NVIDIA hardware acceleration inconsistently working with web streaming

Adarnof · January 30, 2023, 1:16am

Yes, I believe Debian 11 was originally based on the 5.10 kernel. Not sure what OpenMediaVault 6 shipped with originally.

ChuckPa · January 30, 2023, 1:20am

crap. you probably got the backports crap too?

Where I’m at is this:

Ubuntu 20.04.5 LTS or Debian 11 - OK
Nvidia P2200 - OK
Nvidia drivers 515.86.01 - OK

Put those 3 together and it’s rock solid.

I don’t have a machine I can vet OMV with. Without that, I can’t come up with a recipe / template for everyone.

Theoretically,

Debian 11 - stock and up to date kernel
OMV base package without wonky backports which will jack up the kernel and drivers
Nvidia 515.86.01

That should work because you’re on the Debian base with OMV service apps on top

HW transcoding in Linux still is “Rocket Science” to a degree.
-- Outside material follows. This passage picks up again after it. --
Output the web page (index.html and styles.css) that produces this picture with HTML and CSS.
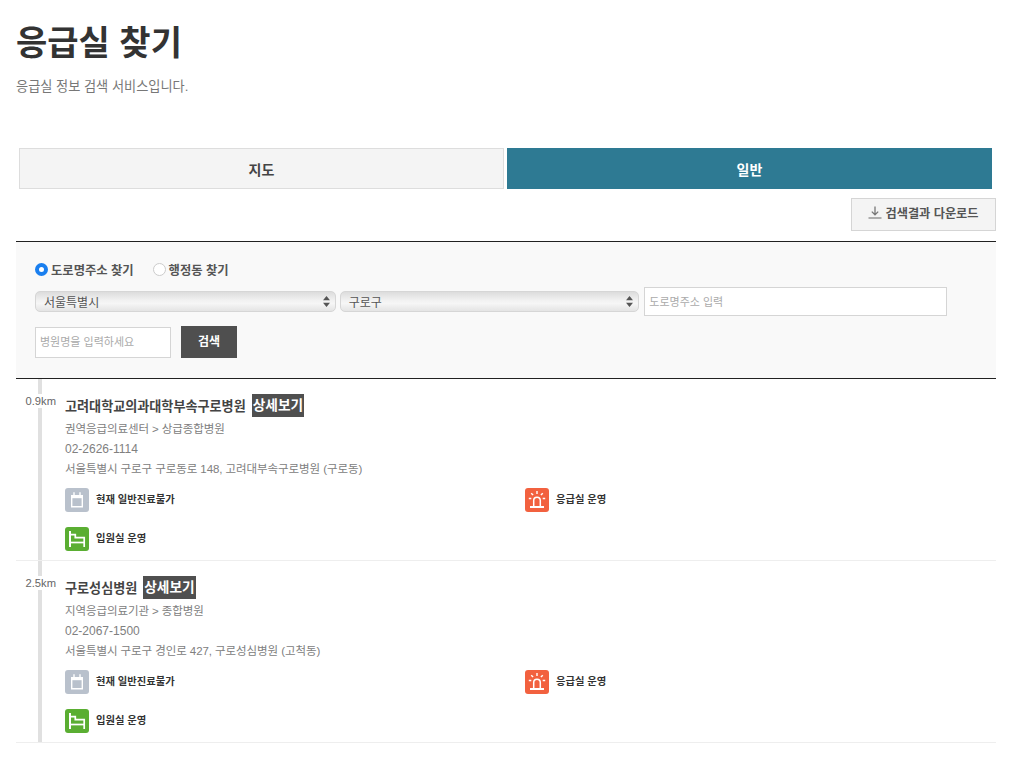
FILE: index.html
```html
<!DOCTYPE html>
<html lang="ko">
<head>
<meta charset="utf-8">
<title>응급실 찾기</title>
<link rel="stylesheet" href="styles.css">
</head>
<body>
<main class="page">
  <h1 class="title">응급실 찾기</h1>
  <p class="desc">응급실 정보 검색 서비스입니다.</p>
  <nav class="tabs">
    <a class="tab">지도</a>
    <a class="tab tab-on">일반</a>
  </nav>
  <div class="tools">
    <button class="dl">
      <svg class="dl-icon" width="14" height="13" viewBox="0 0 14 13"><path d="M7 0.5v8M3.8 5.6l3.2 3.2 3.2-3.2" fill="none" stroke="#777" stroke-width="1.3"/><path d="M0.5 12h13" stroke="#888" stroke-width="1.3"/></svg>
      검색결과 다운로드
    </button>
  </div>
  <section class="search">
    <div class="radios">
      <label class="radio"><span class="dot dot-on"></span>도로명주소 찾기</label>
      <label class="radio"><span class="dot"></span>행정동 찾기</label>
    </div>
    <div class="row-a">
      <div class="sel sel-a"><span>서울특별시</span><svg width="7" height="11" viewBox="0 0 7 11"><path d="M3.5 0L7 4.2H0zM3.5 11L0 6.8h7z" fill="#555"/></svg></div>
      <div class="sel sel-b"><span>구로구</span><svg width="7" height="11" viewBox="0 0 7 11"><path d="M3.5 0L7 4.2H0zM3.5 11L0 6.8h7z" fill="#555"/></svg></div>
      <input class="inp inp-road" placeholder="도로명주소 입력">
    </div>
    <div class="row-b">
      <input class="inp inp-name" placeholder="병원명을 입력하세요">
      <button class="go">검색</button>
    </div>
  </section>
  <ul class="list">
    <li class="item">
      <span class="km">0.9km</span>
      <div class="body">
        <h2 class="name">고려대학교의과대학부속구로병원 <a class="more">상세보기</a></h2>
        <p class="line">권역응급의료센터 &gt; 상급종합병원</p>
        <p class="line line-tel">02-2626-1114</p>
        <p class="line">서울특별시 구로구 구로동로 148, 고려대부속구로병원 (구로동)</p>
        <div class="stats">
          <div class="stat"><span class="ico ico-gray"><svg width="24" height="24" viewBox="0 0 24 24"><path d="M6.700 7.700h10.600v11h-10.600z" fill="none" stroke="#fff" stroke-width="1.400"/><path d="M6.700 10.200h10.600V7.700h-10.600z" fill="#fff"/><path d="M9 4.200v3.500M15 4.200v3.500" stroke="#fff" stroke-width="1.400"/></svg></span>현재 일반진료불가</div>
          <div class="stat"><span class="ico ico-red"><svg width="24" height="24" viewBox="0 0 24 24"><path d="M8.700 18.500v-6a3.300 3.300 0 0 1 6.600 0v6" fill="none" stroke="#fff" stroke-width="1.500"/><path d="M5 19h14" stroke="#fff" stroke-width="2"/><path d="M12 3v3M6.200 5.200l1.900 1.900M17.800 5.200l-1.900 1.900M3.800 10.500h2.500M17.700 10.500h2.500" stroke="#fff" stroke-width="1.400"/></svg></span>응급실 운영</div>
          <div class="stat"><span class="ico ico-green"><svg width="24" height="24" viewBox="0 0 24 24"><path d="M5 4v16" stroke="#fff" stroke-width="2"/><path d="M5 7.700h5.300v3H19.200v9.300" fill="none" stroke="#fff" stroke-width="1.700"/><path d="M5 15.500h14" stroke="#fff" stroke-width="1.700"/></svg></span>입원실 운영</div>
        </div>
      </div>
    </li>
    <li class="item">
      <span class="km">2.5km</span>
      <div class="body">
        <h2 class="name">구로성심병원 <a class="more">상세보기</a></h2>
        <p class="line">지역응급의료기관 &gt; 종합병원</p>
        <p class="line line-tel">02-2067-1500</p>
        <p class="line">서울특별시 구로구 경인로 427, 구로성심병원 (고척동)</p>
        <div class="stats">
          <div class="stat"><span class="ico ico-gray"><svg width="24" height="24" viewBox="0 0 24 24"><path d="M6.700 7.700h10.600v11h-10.600z" fill="none" stroke="#fff" stroke-width="1.400"/><path d="M6.700 10.200h10.600V7.700h-10.600z" fill="#fff"/><path d="M9 4.200v3.500M15 4.200v3.500" stroke="#fff" stroke-width="1.400"/></svg></span>현재 일반진료불가</div>
          <div class="stat"><span class="ico ico-red"><svg width="24" height="24" viewBox="0 0 24 24"><path d="M8.700 18.500v-6a3.300 3.300 0 0 1 6.600 0v6" fill="none" stroke="#fff" stroke-width="1.500"/><path d="M5 19h14" stroke="#fff" stroke-width="2"/><path d="M12 3v3M6.200 5.200l1.900 1.900M17.800 5.200l-1.900 1.900M3.800 10.500h2.500M17.700 10.500h2.500" stroke="#fff" stroke-width="1.400"/></svg></span>응급실 운영</div>
          <div class="stat"><span class="ico ico-green"><svg width="24" height="24" viewBox="0 0 24 24"><path d="M5 4v16" stroke="#fff" stroke-width="2"/><path d="M5 7.700h5.300v3H19.200v9.300" fill="none" stroke="#fff" stroke-width="1.700"/><path d="M5 15.500h14" stroke="#fff" stroke-width="1.700"/></svg></span>입원실 운영</div>
        </div>
      </div>
    </li>
  </ul>
</main>
</body>
</html>
```
FILE: styles.css
```css
* { box-sizing: border-box; }
html, body { margin: 0; padding: 0; background: #fff; }
body { font-family: "Liberation Sans", "Noto Sans CJK KR", sans-serif; color: #333; overflow: hidden; }
.page { width: 1013px; height: 770px; padding: 0 17px 0 16px; }
.title { margin: 0; padding-top: 17px; font-size: 34px; line-height: 48px; font-weight: 700; color: #333; font-family: "Noto Sans CJK KR", sans-serif; }
.desc { margin: 14px 0 0; font-size: 13.2px; line-height: 16px; color: #777; }
.tabs { display: flex; gap: 3px; margin: 53px 4px 0 3px; }
.tab { flex: 1; height: 41px; display: flex; align-items: center; justify-content: center; font-size: 14px; font-weight: 700; color: #444; background: #f4f4f4; border: 1px solid #ddd; }
.tab-on { background: #2e7a93; border-color: #2e7a93; color: #fff; }
.tools { display: flex; justify-content: flex-end; margin-top: 9px; }
.dl { width: 145px; height: 33px; display: flex; align-items: center; justify-content: center; gap: 3px; padding: 0 0 4px; font: 700 12.2px "Liberation Sans", "Noto Sans CJK KR", sans-serif; color: #555; background: #f4f4f4; border: 1px solid #d5d5d5; }
.search { margin-top: 10px; height: 138px; background: #f9f9f9; border-top: 1px solid #222; border-bottom: 1px solid #222; padding: 18px 49px 0 19px; }
.radios { display: flex; gap: 19px; height: 19px; }
.radio { display: flex; align-items: center; gap: 3px; font-size: 12.3px; font-weight: 700; color: #555; }
.dot { width: 13px; height: 13px; border-radius: 50%; background: #fff; border: 1px solid #ccc; }
.dot-on { border: 4px solid #1a7fef; }
.row-a { display: flex; align-items: center; gap: 4px; height: 29px; margin-top: 8px; }
.sel { height: 21px; display: flex; align-items: center; justify-content: space-between; padding: 0 5px 1px 8px; font-size: 12px; color: #555; border: 1px solid #d6d6d6; border-radius: 5px; background: linear-gradient(#dcdcdc, #f2f2f2 45%, #f6f6f6 60%, #e4e4e4); }
.sel-a { width: 301px; }
.sel-b { width: 300px; }
.inp { font: 11px "Liberation Sans", "Noto Sans CJK KR", sans-serif; background: #fff; border: 1px solid #d5d5d5; padding: 0 4px; outline: none; }
.inp::placeholder { color: #aaa; opacity: 1; }
.inp-road { width: 303px; height: 29px; margin-left: 1px; }
.row-b { display: flex; align-items: center; gap: 10px; margin-top: 10px; }
.inp-name { width: 136px; height: 31px; }
.go { width: 56px; height: 32px; padding: 0 0 4px; font: 700 12px "Liberation Sans", "Noto Sans CJK KR", sans-serif; color: #fff; background: #4f4f4f; border: 0; }
.list { margin: 0; padding: 0; list-style: none; }
.item { display: flex; height: 182px; border-bottom: 1px solid #eee; background: linear-gradient(#e0e0e0, #e0e0e0) 22px 0 / 4px 100% no-repeat; }
.km { align-self: flex-start; width: 31px; margin: 15px 0 0 9px; font-size: 11.2px; line-height: 14px; text-align: right; color: #666; background: #fff; white-space: nowrap; flex: none; height: 14px; }
.body { margin-left: 9px; padding-top: 14px; flex: 1; }
.name { margin: 0 0 2px; height: 24px; display: flex; align-items: center; gap: 6px; font-size: 13.1px; font-weight: 700; color: #444; }
.more { display: inline-block; height: 23px; line-height: 23px; padding: 0 1px; font-size: 13.7px; font-weight: 700; color: #fff; background: #4f4f4f; }
.line { margin: 0; font-size: 11.5px; line-height: 20px; color: #808080; letter-spacing: -0.08px; }
.line-tel { font-size: 12px; letter-spacing: 0; }
.stats { display: grid; grid-template-columns: 460px 1fr; row-gap: 15px; margin-top: 9px; }
.stat { display: flex; align-items: flex-start; gap: 7px; height: 24px; font-size: 10.3px; line-height: 23px; font-weight: 700; color: #333; }
.ico { width: 24px; height: 24px; border-radius: 3px; flex: none; display: block; }
.ico svg { display: block; }
.ico-gray { background: #b9c1cc; }
.ico-red { background: #f2613f; }
.ico-green { background: #5aae32; }
```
Adarnof · January 30, 2023, 1:23am

Yeah my install is full of backports. Sorting those out will be a ton of fun. Depending on how much time I have this evening, I might be able to get a VM spun up with a GTX1080Ti to see how it behaves. Hopefully with it being the same approximate generation of GPU, it should behave similarly. If I can find an appropriately-dimensioned PCI riser cable, and with a bit of wiggling, I might be able to cram the Tesla P4 in the case…

ChuckPa · January 30, 2023, 1:31am

I don’t have a case I can move the P2200 into.
The best I can do is a NUC8 and use QSV which doesn’t help us here.

Adarnof · January 30, 2023, 2:41am

I’ve been keeping my eye on this thread, and it sure sounds like he’s describing the same behavior I’m seeing. Transcodes work for non-web clients, web client streams start properly even with transcoding, but changing quality in the web client breaks it. He’s also reporting the transcode runner threads being killed prematurely, which I think I’m seeing in the logs.

Have a look at this quick summary table I put together of my “testing matrix” (filtered to unique combinations only) - the combination of using the web client and having hardware-accelerated video encoding enabled seems to be important. I don’t know enough about the inner working of plex, but is there any reason for the web client to know about hardware acceleration and thus make the request slightly differently, or for plex to handle requests from the web client differently from an app? I can’t imagine either answer is yes, but somehow when I combine those two factors I get problems.

Testing Matrix Summary.txt (2.2 KB)

EDIT: I tried using the Plex Media Player client on my Arch Linux desktop, and it also suffered from the same issue.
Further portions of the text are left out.